COBOL is apparently not as dead as we would like. I hear that Java is
the new COBOL, however ;)
steve d.
Dirk
Yes true that. That might be better. I dissed this first, since I
considered it a problem every key to be able to present only once, so
what to do with multiple conditions on keys or values? But this can
simply be a subtable.
so valid constraint tables are
{ values = {'positive', 'rule: key % 2 == 0'} } --> all keys are
positive and even
or
{ positive = 'list' } --> all positive keys are a list
or
{ positive_integer = 'list' } --> all positive integer keys are a
list, (e.g. 1.5 is allowed here what isnt in the one before)
or
{ 'c:key % 2' = 'strings' } --> all even keys must be strings
or
{ 'proto' = {'alpha' = 'string', 'beta' = 'string', 'gamma' = string',
[constraint.others] = nil }
alpha, beta, gamma must be strings, no other values allowed. (Not sure
how to make the others syntactically nice)
I dislike globals too. Every table should have its constraints applied
by itself.
What we could think of is an optional core patch that complains/warns
when '#' is called on any table that is not constrained in a list.

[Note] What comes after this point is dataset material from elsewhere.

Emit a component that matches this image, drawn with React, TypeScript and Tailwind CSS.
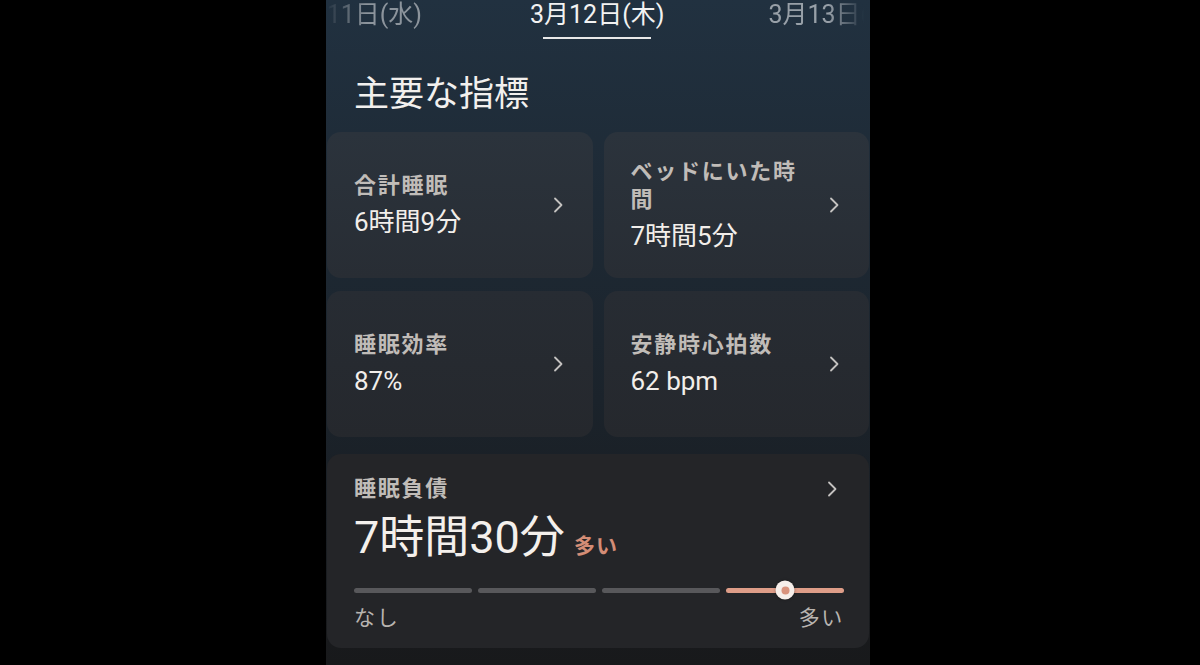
import React from "react"

const font = "font-['Roboto','Noto_Sans_CJK_JP',sans-serif]"

function Chevron({ className = "" }: { className?: string }) {
  return (
    <svg width="12" height="18" viewBox="0 0 12 18" className={className} fill="none">
      <path d="M3 2.5 L9.5 9 L3 15.5" stroke="#c4c2c0" strokeWidth="1.8" strokeLinecap="round" strokeLinejoin="round" />
    </svg>
  )
}

function MetricCard({ label, value, bg }: { label: string; value: string; bg: string }) {
  return (
    <div className={`flex h-[146px] items-center gap-4 rounded-[14px] pl-[27px] pr-[29px] ${bg}`}>
      <div className="flex-1 min-w-0">
        <div className="text-[22px] font-bold leading-[28px] tracking-[0.08em] text-[#c0bcb8]">{label}</div>
        <div className="mt-1.5 text-[26px] leading-[32px] text-[#f2eeea]">{value}</div>
      </div>
      <Chevron className="shrink-0" />
    </div>
  )
}

export default function App() {
  return (
    <div className={`flex h-[665px] w-full bg-black pl-[326px] overflow-hidden ${font}`}>
      <div className="relative h-full w-[544px] overflow-hidden bg-gradient-to-b from-[#213140] via-[#1b232b] via-60% to-[#18191b]">
        {/* date tabs */}
        <div className="flex h-[40px] items-start overflow-hidden whitespace-nowrap text-[25px] leading-[30px]">
          <div className="flex w-[96px] shrink-0 justify-end overflow-hidden [mask-image:linear-gradient(to_right,transparent_0px,black_40px)]">
            <span className="shrink-0 text-[#8c949c]">3月11日(水)</span>
          </div>
          <div className="ml-[108px] flex shrink-0 flex-col items-center">
            <span className="text-[#f2f2f2]">3月12日(木)</span>
            <div className="mt-[7px] h-[2px] w-[108px] bg-[#e8e8e8]" />
          </div>
          <div className="ml-[104px] shrink-0 [mask-image:linear-gradient(to_right,black_60px,transparent_96px)]">
            <span className="text-[#98a0a8]">3月13日(金)</span>
          </div>
        </div>

        <h1 className="mt-[35px] pl-[28px] text-[35px] leading-[40px] text-[#f2f0ee]">主要な指標</h1>

        <div className="mt-[17px] flex flex-col px-[1px]">
          <div className="grid grid-cols-2 gap-[11px]">
            <MetricCard label="合計睡眠" value="6時間9分" bg="bg-gradient-to-b from-[#2b333c] to-[#282d34]" />
            <MetricCard label="ベッドにいた時間" value="7時間5分" bg="bg-gradient-to-b from-[#2b333c] to-[#282d34]" />
          </div>
          <div className="mt-[13px] grid grid-cols-2 gap-[11px]">
            <MetricCard label="睡眠効率" value="87%" bg="bg-gradient-to-b from-[#272c33] to-[#25282d]" />
            <MetricCard label="安静時心拍数" value="62 bpm" bg="bg-gradient-to-b from-[#272c33] to-[#25282d]" />
          </div>

          {/* sleep debt */}
          <div className="mt-[17px] rounded-[14px] bg-[#242528] pb-[17px] pl-[27px] pr-[25px] pt-[21px]">
            <div className="flex items-center justify-between">
              <div className="text-[22px] font-bold leading-[28px] tracking-[0.08em] text-[#c0bcb8]">睡眠負債</div>
              <Chevron className="mr-[6px]" />
            </div>
            <div className="mt-[11px] flex items-baseline gap-[9px] leading-[48px]">
              <span className="text-[45px] text-[#f4f0ec]">7時間30分</span>
              <span className="text-[21px] font-bold tracking-[0.05em] text-[#d48d76]">多い</span>
            </div>
            <div className="mt-[11px] grid h-[18px] grid-cols-4 items-center gap-[6px]">
              <div className="h-[5px] rounded-full bg-[#58585b]" />
              <div className="h-[5px] rounded-full bg-[#58585b]" />
              <div className="h-[5px] rounded-full bg-[#58585b]" />
              <div className="relative h-[5px] rounded-full bg-[#de9d88]">
                <div className="absolute left-1/2 top-1/2 flex h-[19px] w-[19px] -translate-x-1/2 -translate-y-1/2 items-center justify-center rounded-full bg-[#f6eeea] shadow-[0_0_3px_rgba(0,0,0,0.4)]">
                  <div className="h-[8px] w-[8px] rounded-full bg-[#d9937d]" />
                </div>
              </div>
            </div>
            <div className="mt-[6px] flex justify-between text-[21px] leading-[26px] tracking-[0.08em] text-[#b8b4b0]">
              <span>なし</span>
              <span>多い</span>
            </div>
          </div>
        </div>
      </div>
    </div>
  )
}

Nice for debugging if you dont use libraries that do that.
We too could optionally hijack table.remove and table.insert to make that test.
for conditions yes, otherwise I dont see how "values are positive" can be made to properly be parsed by lua. a custom parser that looks for [adjective] (subject) are [not] (adjective) is easy enough.
Do you mean complicated in execution or complicated in the user interface?
"Natively" needs a core patch and in my opinion a lua only module
using metatables is more easy on it to get started and accepted.